Our word ‘museum’ is a sham. The Mouseion (Greek) Museum (Latin) was the temple of the Muses, inspirers of creativity and daughters of Memory. Their house was a place for comtemplation, and debate, the presevation of ideas, creation of poetry and playing music. The idea of a ‘museum’ as repository of acquisitions is an adjuct to colonialism. Hence the Museum of Non Participation’s desire “to swim against the grain”. Its collection of metaphors and actions are available for reinterpretation by anyone at anytime. It is a museum of values not valuables, a museum committed to the principles of ‘copyleft’, not copyright - a museum predicated on the idea that its collections will grow only by giving them away - and the conviction that the reification of Memory is a distortion of her purpose, which is to aid us in imagining our future.

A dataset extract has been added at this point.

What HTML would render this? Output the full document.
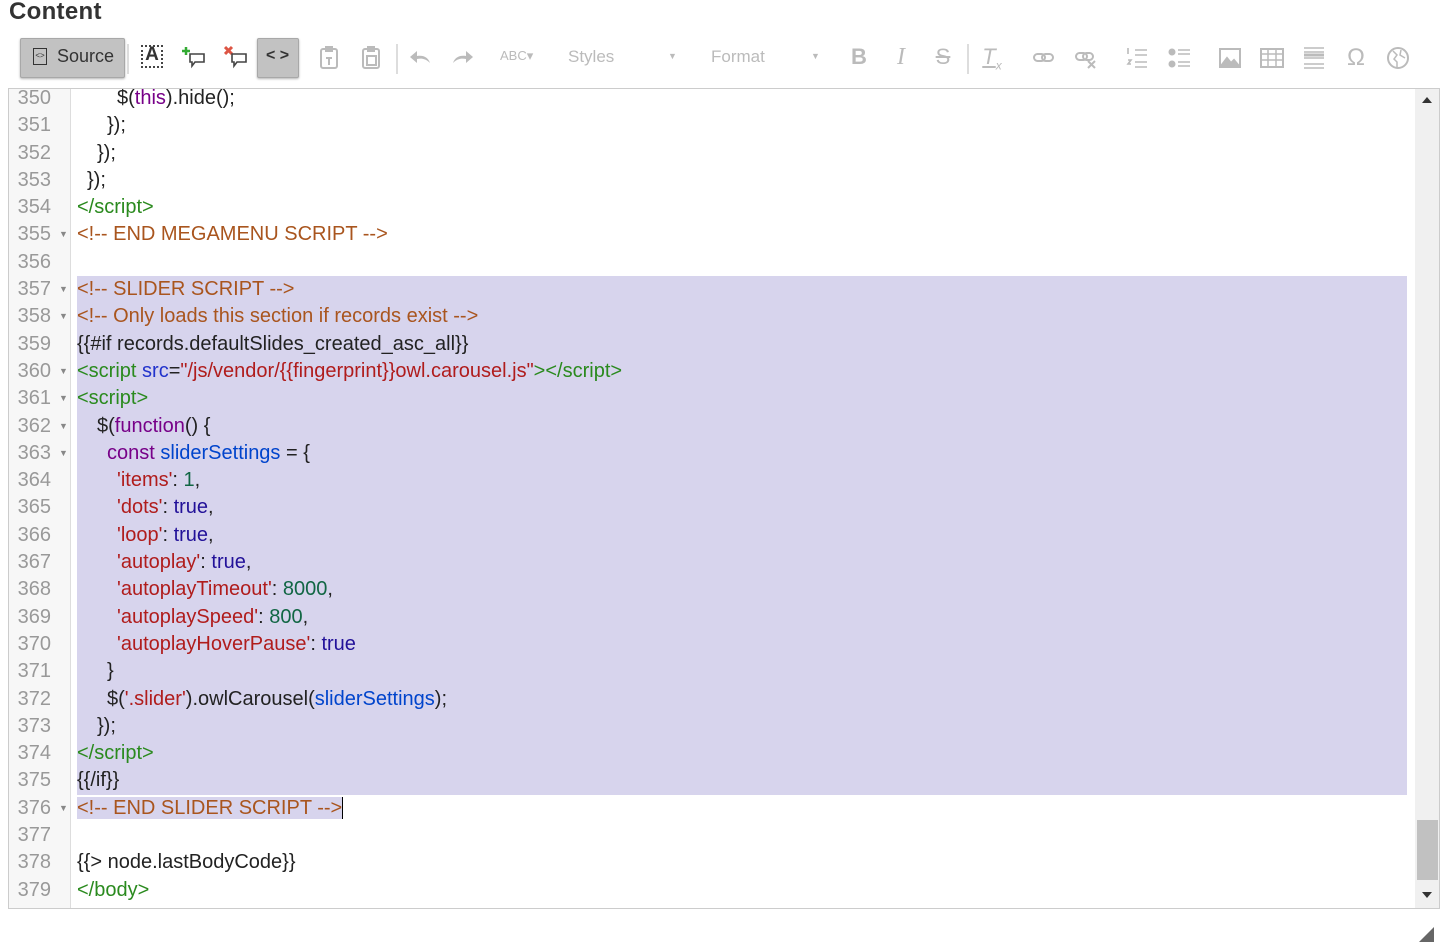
<!DOCTYPE html>
<html><head><meta charset="utf-8"><style>
body{margin:0;width:1450px;height:944px;background:#fff;font-family:"Liberation Sans",sans-serif;position:relative;overflow:hidden}
h1{position:absolute;left:9px;top:-2px;margin:0;font-size:24px;font-weight:bold;color:#333;letter-spacing:.3px}
.btn{position:absolute;top:38px;height:38px;background:#c2c2c2;border:1px solid #a8a8a8;border-radius:2px;box-shadow:0 1px 2px rgba(0,0,0,.3)}
.ic{position:absolute;top:44px;font-size:20px;color:#bbb;text-align:center;width:30px}
svg.s{position:absolute;top:45px;width:26px;height:26px;fill:none;stroke:#bbb;stroke-width:2}
.sep{position:absolute;top:44px;width:2px;height:30px;background:#ddd}
.ed{position:absolute;left:8px;top:88px;width:1430px;height:819px;border:1px solid #ccc;overflow:hidden}
.gut{position:absolute;left:0;top:0;width:61px;height:100%;background:#f7f7f7;border-right:1px solid #ddd}
.code{position:absolute;left:0;top:-4px;width:1398px}
.l{height:27.3px;line-height:27.3px;font-size:20px;white-space:pre;position:relative;color:#222}
.n{position:absolute;left:0;width:42px;text-align:right;color:#999}
.f{position:absolute;left:50px;font-size:9px;color:#888}
.t{position:absolute;left:68px}
.sel{background:#d7d4ed}
.cm{color:#a9551e}.tg{color:#2a8a1e}.at{color:#2233cc}.st{color:#b01c1c}.kw{color:#770088}.df{color:#0044cc}.nm{color:#116644}.bl{color:#221199}
.sb{position:absolute;right:0;top:0;width:24px;height:100%;background:#f0f0f0}
</style></head><body>
<h1>Content</h1>
<div class="btn" style="left:20px;width:103px"></div>
<div style="position:absolute;left:33px;top:48px;width:14px;height:17px;border:1.5px solid #333;box-sizing:border-box;font-size:8px;line-height:14px;text-align:center;color:#333">&lt;&gt;</div>
<div style="position:absolute;left:57px;top:46px;font-size:18px;color:#333">Source</div>
<div class="sep" style="left:127px"></div>
<div style="position:absolute;left:141px;top:45px;width:22px;height:23px;border:2px dotted #444;box-sizing:border-box"></div>
<div style="position:absolute;left:141px;top:44px;width:22px;text-align:center;font-size:19px;font-weight:bold;color:#333">A</div>
<svg class="s" style="left:182px" viewBox="0 0 26 26"><path d="M4 2v8M0 6h8" stroke="#3a3" stroke-width="2.5"/><path d="M8 9h14v8h-9l-3 4v-4H8z" stroke="#444" stroke-width="1.6"/></svg>
<svg class="s" style="left:224px" viewBox="0 0 26 26"><path d="M1 2l7 7M8 2l-7 7" stroke="#d54" stroke-width="3"/><path d="M8 9h14v8h-9l-3 4v-4H8z" stroke="#444" stroke-width="1.6"/></svg>
<div class="btn" style="left:257px;width:40px"></div>
<div style="position:absolute;left:266px;top:47px;font-size:16px;font-weight:bold;color:#333">&lt; &gt;</div>
<svg class="s" style="left:317px" viewBox="0 0 26 26"><rect x="4" y="4" width="16" height="19" rx="2"/><rect x="9" y="2" width="6" height="4"/><path d="M9 13h6M12 13v7"/></svg>
<svg class="s" style="left:359px" viewBox="0 0 26 26"><rect x="4" y="4" width="16" height="19" rx="2"/><rect x="9" y="2" width="6" height="4"/><rect x="8" y="11" width="9" height="9"/></svg>
<div class="sep" style="left:396px"></div>
<svg class="s" style="left:408px" viewBox="0 0 26 26"><path d="M22 18c-2-6-7-8-13-7V6L2 12l7 6v-4c5-1 9 0 13 4z" fill="#bbb" stroke="none"/></svg>
<svg class="s" style="left:449px" viewBox="0 0 26 26"><path d="M4 18c2-6 7-8 13-7V6l7 6-7 6v-4c-5-1-9 0-13 4z" fill="#bbb" stroke="none"/></svg>
<div class="ic" style="left:500px;font-size:13px;top:48px">ABC▾</div>
<div style="position:absolute;left:568px;top:47px;font-size:17px;color:#bbb">Styles</div>
<div style="position:absolute;left:668px;top:51px;font-size:9px;color:#bbb">▼</div>
<div style="position:absolute;left:711px;top:47px;font-size:17px;color:#bbb">Format</div>
<div style="position:absolute;left:811px;top:51px;font-size:9px;color:#bbb">▼</div>
<div class="ic" style="left:844px;font-weight:bold;font-size:22px">B</div>
<div class="ic" style="left:886px;font-style:italic;font-family:'Liberation Serif';font-size:24px">I</div>
<div class="ic" style="left:928px;font-size:22px"><s>S</s></div>
<div class="sep" style="left:967px"></div>
<div class="ic" style="left:977px;font-style:italic;text-decoration:underline;font-size:22px">T<sub style="font-size:12px">x</sub></div>
<svg class="s" style="left:1031px" viewBox="0 0 26 26"><rect x="3" y="9" width="11" height="7" rx="3.5"/><rect x="11" y="9" width="11" height="7" rx="3.5"/></svg>
<svg class="s" style="left:1073px" viewBox="0 0 26 26"><rect x="3" y="8" width="11" height="7" rx="3.5"/><rect x="10" y="8" width="10" height="7" rx="3.5"/><path d="M15 16l7 7M22 16l-7 7"/></svg>
<svg class="s" style="left:1124px" viewBox="0 0 26 26"><path d="M11 5h12M11 10h12M11 17h12M11 22h12M4 3v6M4 15h3l-3 4h3" stroke-width="1.6"/></svg>
<svg class="s" style="left:1167px" viewBox="0 0 26 26"><circle cx="5" cy="7" r="2.5" fill="#bbb"/><circle cx="5" cy="19" r="2.5" fill="#bbb"/><path d="M11 5h12M11 9h12M11 17h12M11 21h12" stroke-width="1.6"/></svg>
<svg class="s" style="left:1217px" viewBox="0 0 26 26"><rect x="3" y="4" width="20" height="18"/><path d="M4 21l6-8 4 5 3-3 5 6z" fill="#bbb"/></svg>
<svg class="s" style="left:1259px" viewBox="0 0 26 26"><rect x="2" y="4" width="22" height="18"/><path d="M2 9h22M2 15h22M9 4v18M17 4v18" stroke-width="1.5"/></svg>
<svg class="s" style="left:1301px" viewBox="0 0 26 26"><path d="M3 3h20M3 7h20M3 13h20M3 19h20M3 23h20" stroke-width="1.4"/><path d="M3 10h20" stroke-width="3"/></svg>
<div class="ic" style="left:1341px;font-size:24px">Ω</div>
<svg class="s" style="left:1385px" viewBox="0 0 26 26"><circle cx="13" cy="13" r="10"/><path d="M8 6l4 4-3 4 3 3v5M16 5l-1 5 5 3" stroke-width="1.5"/></svg>
<div class="ed">
<div class="gut"></div>
<div class="code">
<div class="l"><span class="n">350</span><span class="t" style="padding-left:40px">$(<span class="kw">this</span>).hide();</span></div>
<div class="l"><span class="n">351</span><span class="t" style="padding-left:30px">});</span></div>
<div class="l"><span class="n">352</span><span class="t" style="padding-left:20px">});</span></div>
<div class="l"><span class="n">353</span><span class="t" style="padding-left:10px">});</span></div>
<div class="l"><span class="n">354</span><span class="t tg">&lt;/script&gt;</span></div>
<div class="l"><span class="n">355</span><span class="f">▼</span><span class="t cm">&lt;!-- END MEGAMENU SCRIPT --&gt;</span></div>
<div class="l"><span class="n">356</span></div>
<div class="l"><span class="sel" style="position:absolute;left:68px;right:0;top:0;bottom:0"></span><span class="n">357</span><span class="f">▼</span><span class="t cm">&lt;!-- SLIDER SCRIPT --&gt;</span></div>
<div class="l"><span class="sel" style="position:absolute;left:68px;right:0;top:0;bottom:0"></span><span class="n">358</span><span class="f">▼</span><span class="t cm">&lt;!-- Only loads this section if records exist --&gt;</span></div>
<div class="l"><span class="sel" style="position:absolute;left:68px;right:0;top:0;bottom:0"></span><span class="n">359</span><span class="t">{{#if records.defaultSlides_created_asc_all}}</span></div>
<div class="l"><span class="sel" style="position:absolute;left:68px;right:0;top:0;bottom:0"></span><span class="n">360</span><span class="f">▼</span><span class="t"><span class="tg">&lt;script</span> <span class="at">src</span>=<span class="st">"/js/vendor/{{fingerprint}}owl.carousel.js"</span><span class="tg">&gt;&lt;/script&gt;</span></span></div>
<div class="l"><span class="sel" style="position:absolute;left:68px;right:0;top:0;bottom:0"></span><span class="n">361</span><span class="f">▼</span><span class="t tg">&lt;script&gt;</span></div>
<div class="l"><span class="sel" style="position:absolute;left:68px;right:0;top:0;bottom:0"></span><span class="n">362</span><span class="f">▼</span><span class="t" style="padding-left:20px">$(<span class="kw">function</span>() {</span></div>
<div class="l"><span class="sel" style="position:absolute;left:68px;right:0;top:0;bottom:0"></span><span class="n">363</span><span class="f">▼</span><span class="t" style="padding-left:30px"><span class="kw">const</span> <span class="df">sliderSettings</span> = {</span></div>
<div class="l"><span class="sel" style="position:absolute;left:68px;right:0;top:0;bottom:0"></span><span class="n">364</span><span class="t" style="padding-left:40px"><span class="st">'items'</span>: <span class="nm">1</span>,</span></div>
<div class="l"><span class="sel" style="position:absolute;left:68px;right:0;top:0;bottom:0"></span><span class="n">365</span><span class="t" style="padding-left:40px"><span class="st">'dots'</span>: <span class="bl">true</span>,</span></div>
<div class="l"><span class="sel" style="position:absolute;left:68px;right:0;top:0;bottom:0"></span><span class="n">366</span><span class="t" style="padding-left:40px"><span class="st">'loop'</span>: <span class="bl">true</span>,</span></div>
<div class="l"><span class="sel" style="position:absolute;left:68px;right:0;top:0;bottom:0"></span><span class="n">367</span><span class="t" style="padding-left:40px"><span class="st">'autoplay'</span>: <span class="bl">true</span>,</span></div>
<div class="l"><span class="sel" style="position:absolute;left:68px;right:0;top:0;bottom:0"></span><span class="n">368</span><span class="t" style="padding-left:40px"><span class="st">'autoplayTimeout'</span>: <span class="nm">8000</span>,</span></div>
<div class="l"><span class="sel" style="position:absolute;left:68px;right:0;top:0;bottom:0"></span><span class="n">369</span><span class="t" style="padding-left:40px"><span class="st">'autoplaySpeed'</span>: <span class="nm">800</span>,</span></div>
<div class="l"><span class="sel" style="position:absolute;left:68px;right:0;top:0;bottom:0"></span><span class="n">370</span><span class="t" style="padding-left:40px"><span class="st">'autoplayHoverPause'</span>: <span class="bl">true</span></span></div>
<div class="l"><span class="sel" style="position:absolute;left:68px;right:0;top:0;bottom:0"></span><span class="n">371</span><span class="t" style="padding-left:30px">}</span></div>
<div class="l"><span class="sel" style="position:absolute;left:68px;right:0;top:0;bottom:0"></span><span class="n">372</span><span class="t" style="padding-left:30px">$(<span class="st">'.slider'</span>).owlCarousel(<span class="df">sliderSettings</span>);</span></div>
<div class="l"><span class="sel" style="position:absolute;left:68px;right:0;top:0;bottom:0"></span><span class="n">373</span><span class="t" style="padding-left:20px">});</span></div>
<div class="l"><span class="sel" style="position:absolute;left:68px;right:0;top:0;bottom:0"></span><span class="n">374</span><span class="t tg">&lt;/script&gt;</span></div>
<div class="l"><span class="sel" style="position:absolute;left:68px;right:0;top:0;bottom:0"></span><span class="n">375</span><span class="t">{{/if}}</span></div>
<div class="l"><span class="n">376</span><span class="f">▼</span><span class="t cm"><span class="sel">&lt;!-- END SLIDER SCRIPT --&gt;</span><span style="border-left:1.5px solid #000"></span></span></div>
<div class="l"><span class="n">377</span></div>
<div class="l"><span class="n">378</span><span class="t">{{&gt; node.lastBodyCode}}</span></div>
<div class="l"><span class="n">379</span><span class="t tg">&lt;/body&gt;</span></div>
</div>
<div class="sb">
<div style="position:absolute;left:7px;top:8px;width:0;height:0;border-left:5px solid transparent;border-right:5px solid transparent;border-bottom:6px solid #333"></div>
<div style="position:absolute;left:2px;top:731px;width:21px;height:60px;background:#c1c1c1"></div>
<div style="position:absolute;left:7px;top:803px;width:0;height:0;border-left:5px solid transparent;border-right:5px solid transparent;border-top:6px solid #333"></div>
</div>
</div>
<div style="position:absolute;left:1419px;top:927px;width:0;height:0;border-left:15px solid transparent;border-bottom:15px solid #666"></div>
</body></html>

But where does this leave the idea of Non-participation and the slogan: Participate in the Museum of Non Participation. Like the final lines of the first Dada manifesto ­ if you disagree with this manifesto you are a Dadaist ­ it appears to be a paradox. Personally I refuse to take part and consider this museum miss-named; better that we call it the Museum of Heresies, the Museum of Awkward Buggers, or the Museum of Non-acquiescence.

Whatever it turns out to be, don’t expect to find me dead in it.